Home / Politics / Policy /  Left routed in West Bengal assembly elections, triumphant in Kerala

New Delhi: The assembly elections in West Bengal and Kerala—states where the Left parties have traditionally been a key player—have yielded opposite results for the Left.

In Kerala, the Left parties won a majority, grabbing 90 seats in the 140-member assembly. But in West Bengal, they have been pushed to the margins, winning only 33 seats in the 294-member assembly.

For the Communist Party of India (Marxist), or CPM, the largest party in the Left Front, this was the first election under a new general secretary, Sitaram Yechury.

The party has been trying to regain its vote base in West Bengal, where it ruled for 34 years until lost to the Trinamool Congress (TMC) in the 2011 assembly election.

Thursday’s poor show in the West Bengal election has once again cast a shadow on the Left Front’s revival.

Yechury acknowledged this while addressing a press meet in Delhi after the results were announced when he said that the party needs to introspect on the verdict in West Bengal.

“We respect the verdict of the people of West Bengal who have returned the TMC government with a big majority. We will examine the result and review our performance in this election as far as the Left Front is concerned for the future," Yechury said.

“The people of Kerala have given us a big victory. It will be a clean government which will work towards fulfilling the promises that we have made," he added.

In West Bengal, the party made serious efforts to revive its base.

The understanding with the Congress—despite criticism from many senior Left leaders—was an attempt by the party to win greater support against the TMC.

The outcome of such a pact seems to have worked more in favour of the Congress than the Left—the Congress won 44 seats, while the CPM could win only 26.

The Left Front together won 33 seats—its worst performance in the state assembly election in four decades.

The defeat of five-time assembly member and CPM state secretary Surjya Kanta Mishra points to the extent of the rout in the CPM’s one-time bastion of West Bengal, with its vote share shrinking to 19.7% in 2016 from 41.39% in 2011.

Party leaders say the attempts made to revive its support in the state proved to be too little, too late.

The CPM had held an organizational plenum to arrest the decline in its electoral base in December last year.

The party, once a key player at the national level, has now been reduced to just eight seats in the Rajya Sabha and nine in the Lok Sabha.

Analysts say the road ahead for the Left Front is tough.

“The organizational structure of the Left is absolutely broken. The CPM members were a large force; but over the years, their organizational strength has diminished. It was a key reason why the front decided to contest elections with the Congress. However, the results show that the CPM votes worked in favour of the Congress, and not the other way around," said Amiya K. Chaudhuri, a West Bengal-based political analyst and member of Lokniti (Institute of Comparative Democracy) Network of the Centre for the Study of Developing Societies, a think tank.

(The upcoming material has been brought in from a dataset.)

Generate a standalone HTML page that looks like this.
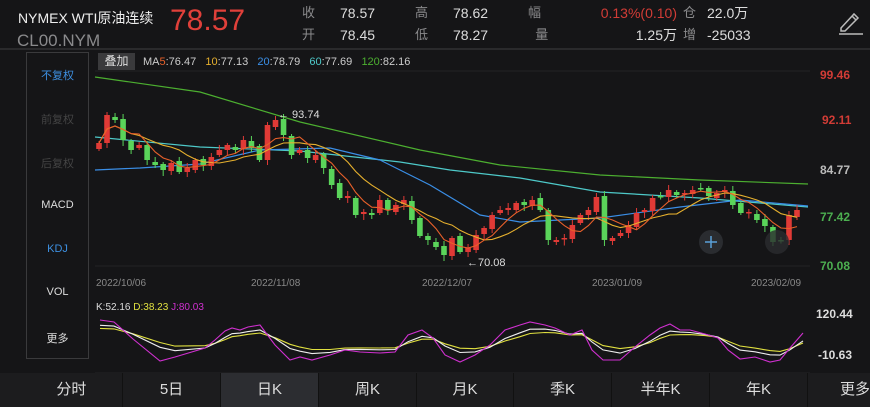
<!DOCTYPE html>
<html><head><meta charset="utf-8">
<style>
*{margin:0;padding:0;box-sizing:border-box}
body{width:870px;height:407px;background:#151517;overflow:hidden;font-family:"Liberation Sans","Noto Sans CJK SC",sans-serif;color:#ddd;position:relative}
.a{position:absolute;white-space:nowrap}
.side{position:absolute;left:26px;top:52px;width:63px;height:307px;border:1px solid #3a3a3c;}
.side div{position:absolute;left:0;width:100%;text-align:center;font-size:11px}
.tabs{position:absolute;left:0;top:373px;width:870px;height:34px;background:#1c1c1e}
.tab{position:absolute;top:0;height:34px;line-height:34px;text-align:center;font-size:15px;color:#ddd;border-left:1px solid #111}
</style></head><body>
<div class="a" style="left:18px;top:8px;font-size:14px;color:#eee">NYMEX WTI原油连续</div>
<div class="a" style="left:17px;top:31px;font-size:17px;color:#8a8a8c">CL00.NYM</div>
<div class="a" style="left:170px;top:4px;font-size:30px;color:#e0403a">78.57</div>
<div class="a" style="left:302px;top:2px;font-size:13px;color:#8a8a8c;line-height:22px">收<br>开</div>
<div class="a" style="left:340px;top:2px;font-size:14px;color:#ddd;line-height:22px">78.57<br>78.45</div>
<div class="a" style="left:415px;top:2px;font-size:13px;color:#8a8a8c;line-height:22px">高<br>低</div>
<div class="a" style="left:453px;top:2px;font-size:14px;color:#ddd;line-height:22px">78.62<br>78.27</div>
<div class="a" style="left:528px;top:2px;font-size:13px;color:#8a8a8c;line-height:22px">幅<br>&nbsp;&nbsp;量</div>
<div class="a" style="right:193px;top:2px;font-size:14px;color:#ddd;line-height:22px;text-align:right"><span style="color:#d23c36">0.13%(0.10)</span><br>1.25万</div>
<div class="a" style="left:683px;top:2px;font-size:13px;color:#8a8a8c;line-height:22px">仓<br>增</div>
<div class="a" style="left:707px;top:2px;font-size:14px;color:#ddd;line-height:22px">22.0万<br>-25033</div>
<svg class="a" style="left:836px;top:8px" width="28" height="28" viewBox="0 0 28 28"><path d="M5 20 L18 6 L22 10 L9 23 L5 23 Z M16 8 L20 12" fill="none" stroke="#bbb" stroke-width="1.5"/><line x1="3" y1="26" x2="27" y2="26" stroke="#bbb" stroke-width="1.6"/></svg>
<div class="a" style="left:0;top:48px;width:870px;height:2px;background:#2a2a2c"></div>
<div class="side">
<div style="top:14px;color:#3d8fe0">不复权</div>
<div style="top:58px;color:#444">前复权</div>
<div style="top:102px;color:#444">后复权</div>
<div style="top:146px;color:#ddd">MACD</div>
<div style="top:190px;color:#3d8fe0">KDJ</div>
<div style="top:233px;color:#ddd">VOL</div>
<div style="top:277px;color:#ddd">更多</div>
</div>
<div class="a" style="left:98px;top:53px;width:37px;height:17px;background:#3a3a3c;font-size:12px;color:#ddd;text-align:center;line-height:17px">叠加</div>
<div class="a" style="left:143px;top:56px;font-size:11px;color:#ccc">MA<span style="color:#e8602a">5</span>:76.47&nbsp;&nbsp; <span style="color:#e6b02e">10</span>:77.13&nbsp;&nbsp; <span style="color:#3a8ee6">20</span>:78.79&nbsp;&nbsp; <span style="color:#4ec9c9">60</span>:77.69&nbsp;&nbsp; <span style="color:#4caf30">120</span>:82.16</div>
<div class="a" style="left:820px;top:68px;font-size:12px;font-weight:bold;color:#d23c36">99.46</div>
<div class="a" style="left:822px;top:113px;font-size:12px;font-weight:bold;color:#d23c36">92.11</div>
<div class="a" style="left:820px;top:163px;font-size:12px;font-weight:bold;color:#bbb">84.77</div>
<div class="a" style="left:820px;top:210px;font-size:12px;font-weight:bold;color:#4caf50">77.42</div>
<div class="a" style="left:820px;top:259px;font-size:12px;font-weight:bold;color:#4caf50">70.08</div>
<div class="a" style="left:96px;top:278px;font-size:10px;color:#888">2022/10/06</div>
<div class="a" style="left:251px;top:278px;font-size:10px;color:#888">2022/11/08</div>
<div class="a" style="left:422px;top:278px;font-size:10px;color:#888">2022/12/07</div>
<div class="a" style="left:592px;top:278px;font-size:10px;color:#888">2023/01/09</div>
<div class="a" style="left:751px;top:278px;font-size:10px;color:#888">2023/02/09</div>
<div class="a" style="left:96px;top:302px;font-size:10px;color:#ddd">K:52.16 <span style="color:#e0e040">D:38.23</span> <span style="color:#d030d0">J:80.03</span></div>
<div class="a" style="left:816px;top:307px;font-size:12px;font-weight:bold;color:#ddd">120.44</div>
<div class="a" style="left:818px;top:348px;font-size:12px;font-weight:bold;color:#ddd">-10.63</div>
<svg id="ch" class="a" style="left:0;top:0" width="870" height="407"></svg>
<div class="tabs">
<div class="tab" style="left:0;width:122px;border:none">&nbsp;&nbsp;&nbsp;&nbsp;&nbsp;分时</div>
<div class="tab" style="left:122px;width:98px">5日</div>
<div class="tab" style="left:220px;width:98px;background:#2c2d31">日K</div>
<div class="tab" style="left:318px;width:98px">周K</div>
<div class="tab" style="left:416px;width:97px">月K</div>
<div class="tab" style="left:513px;width:98px">季K</div>
<div class="tab" style="left:611px;width:98px">半年K</div>
<div class="tab" style="left:709px;width:98px">年K</div>
<div class="tab" style="left:807px;width:90px;text-align:left;padding-left:32px">更多</div>
</div>
<script>
var s='';
function L(x1,y1,x2,y2,c){s+='<line x1="'+x1+'" y1="'+y1+'" x2="'+x2+'" y2="'+y2+'" stroke="'+c+'" stroke-width="1"/>';}
L(95,71,810,71,'#232325');L(95,266,810,266,'#232325');L(95,373,810,373,'#232325');
var C=[143,115,120,140,150,145,160,165,170,163,172,168,160,165,157,150,145,150,140,148,160,125,120,135,155,150,158,155,168,185,198,196,215,212,215,200,210,205,200,220,236,240,247,255,238,252,248,235,228,215,210,208,203,205,200,210,240,240,238,225,215,210,197,240,238,233,225,213,210,198,197,190,195,193,190,188,196,193,190,205,213,212,220,226,242,240,215,210];
var n=C.length,dx=(797-99)/(n-1),cs='';
function xs(i){return 99+i*dx}
for(var i=0;i<n;i++){var o=i?C[i-1]+((i*7)%5-2):C[0]+6,c=C[i];var up=c<o;var col=up?'#e03a36':'#5ad45a';var t=Math.min(o,c),b=Math.max(o,c);if(b-t<1.5)b=t+1.5;var x=xs(i);
cs+='<line x1="'+x+'" y1="'+(t-2-(i%4))+'" x2="'+x+'" y2="'+(b+2+((i*3)%5))+'" stroke="'+col+'" stroke-width="1"/>';
cs+='<rect x="'+(x-2.8)+'" y="'+t+'" width="5.6" height="'+(b-t)+'" fill="'+col+'"/>';}
function ma(w){var p='';for(var i=0;i<n;i++){var a=0,k=0;for(var j=Math.max(0,i-w+1);j<=i;j++){a+=C[j];k++;}p+=(i?'L':'M')+xs(i).toFixed(1)+' '+(a/k).toFixed(1);}return p;}
function P(pts){return 'M'+pts.map(function(p){return p.join(' ')}).join('L');}
s+='<path d="'+P([[95,77],[200,92],[300,122],[420,150],[500,165],[600,175],[700,180],[808,184]])+'" fill="none" stroke="#4caf30" stroke-width="1.2"/>';
s+='<path d="'+P([[95,137],[200,147],[300,151],[400,162],[450,170],[520,178],[600,192],[700,198],[808,207]])+'" fill="none" stroke="#4ec9c9" stroke-width="1.2"/>';
s+='<path d="M95 170 L140 168 L200 164 L260 150 L330 148 L380 160 L430 185 L480 215 L520 222 L600 218 L680 207 L740 200 L808 206" fill="none" stroke="#3a8ee6" stroke-width="1.2"/>';
s+=cs;
s+='<path d="'+ma(10)+'" fill="none" stroke="#e6b02e" stroke-width="1.1"/>';
s+='<path d="'+ma(5)+'" fill="none" stroke="#e8602a" stroke-width="1.1"/>';
s+='<text x="278" y="118" fill="#ddd" font-size="11" font-family="Liberation Sans">← 93.74</text>';
s+='<text x="467" y="266" fill="#ddd" font-size="11" font-family="Liberation Sans">←70.08</text>';
s+='<circle cx="711" cy="242" r="12" fill="#2a2c30"/><path d="M705 242h12M711 236v12" stroke="#5aa0d8" stroke-width="1.5"/>';
s+='<circle cx="777" cy="242" r="12" fill="#2a2c30" opacity="0.8"/>';
var J=[[100,320],[114,322],[133,339],[160,361],[175,357],[205,348],[215,340],[225,331],[232,328],[240,330],[248,327],[260,325],[275,345],[290,360],[300,357],[312,360],[330,355],[345,350],[360,352],[380,353],[395,352],[408,335],[422,330],[433,338],[445,355],[460,362],[475,355],[490,345],[505,330],[520,325],[530,322],[545,325],[555,328],[570,335],[582,330],[592,350],[603,360],[620,360],[635,347],[650,335],[660,328],[670,324],[680,330],[690,330],[705,334],[718,338],[728,350],[740,359],[755,357],[770,362],[780,360],[790,348],[803,333]];
function sm(a,al,off){var r=[],v=a[0][1];for(var i=0;i<a.length;i++){v=v+(a[i][1]-v)*al;r.push([a[i][0],(341+(v-341)*off).toFixed(1)]);}return r;}
s+='<path d="'+P(sm(J,0.45,0.6))+'" fill="none" stroke="#e0e040" stroke-width="1.1"/>';
s+='<path d="'+P(sm(J,0.6,0.75))+'" fill="none" stroke="#eee" stroke-width="1.1"/>';
s+='<path d="'+P(J)+'" fill="none" stroke="#d030d0" stroke-width="1.1"/>';
document.getElementById('ch').innerHTML=s;
</script>
</body></html>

“It may be a mixed-bag victory for the party. There is a serious internal crisis in the party, along with a lack of leadership. In such a situation, the road ahead is tough for the party, and also raises questions on its revival," he added.

In Kerala, however, the party has seen a revival, doing better than its 2006 poll win.

But the Kerala unit, the Left Democratic Front (LDF) has been witnessing internal tussle between two front-runners for the post of chief minister—V.S. Achuthanandan and politburo member and former Kerala state secretary Pinarayi Vijayan.

The two campaigned separately for the election.

Analysts say that the party benefitted from the allegations of corruption against the incumbent United Democratic Front (UDF) and the lack of a third option.

“My impression is that the LDF has no problem in Kerala because it is a two-party contest. They did well in the last election as well. This was even when differences in the party continued. The UDF also helped in the party’s growth in the state, with a series of corruption allegations coming to the forefront," said K.M. Sajad Ibrahim, associate professor in the political science department of the University of Kerala.

“There is a radical difference in the two states (West Bengal and Kerala). In West Bengal, the party ignored the masses. In Kerala, the party still has a connect with the masses," he added.

The Left front, which contested the Tamil Nadu election as well, failed to secure a seat in the assembly for the first time.

However, it did manage a seat in the Puducherry assembly for the first time in 40 years.